女性管理職ならではの利点も多い

金澤さん:「管理職になりたくない」と言う女性が多いのが現状ですが、私は絶対に管理職になったほうがいいと思っています。実際に管理職になってみてどうですか?

江浪さん:私は幹部になることに興味がなかったんです。個人で成果を出す仕事に満足していました。しかし、「役職がないと会えない相手もいるし、承認をもらえないことも多い。そのためにもマネージャーになりなさい」とアドバイスをもらって考えが変わりました。

一木さん:管理職になる2日前に最初の子供の妊娠が分かりましたが、上司に大丈夫と言われたので、とりあえずやりました。しかし、2人目の育休後に復帰したときから、実力のなさをひしひしと感じる日々が続きました。

 郵政民営化で新メンバーが来て、夜の懇親会があったときに、ある部下がトラブル対応で会に出られなかったんです。すると、酔った新メンバーに、「お前の部下が来ないのは、お前が仕事ができないからだ」言われ、トイレで涙が止まらなくなりました。
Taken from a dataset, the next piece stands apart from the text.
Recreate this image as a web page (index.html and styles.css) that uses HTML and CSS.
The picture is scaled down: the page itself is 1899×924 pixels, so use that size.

 でも、部下のために事前に打つ手がなかったのかと、思いを巡らせました。部下ができ、マネジメントという仕事を得て、改めて気づくことも多いです。管理職はタイムマネジメントもできるので、保護者会の日には打ち合わせを入れないとか、決定権が広がって仕事がやりやすくなった面もあります。

大嶌さん:私は主務になるタイミングの直前に最初の出産をし、昇進が後輩より遅れたこともあり、マネージャーになるときに躊躇は、あまりしませんでした。「男性社員と同じことは求められていない」という先輩の言葉を頼りになんとかやってきました。部下はみな年上の男性。ウェブ経由ではなく、直接会話をすることを心がけています。女性は男性よりもマルチタスクが得意で、部下に対する心配りもうまいので、女性の管理者を増やしたいと思っています。

寺井さん:出産時が管理職の一歩手前で、復職後も昇進しませんでした。子供が小さいし、部下を持つ仕事はまだ早いと考えて躊躇していたんです。しかし、男性の上司に、「一人で働くわけではない」と言われ、管理職になることを決意して2年目です。上司の言った通り、助けてくれる家族や周囲の人がいるので、安心しています。

 今は200名以上の部署ですが、私は子供を持って昇進した初めてのロールモデル。悩む後輩の話も聞けるし、他部署の情報も得られる。発言の機会が多くなったのは、リーダーになってよかった点です。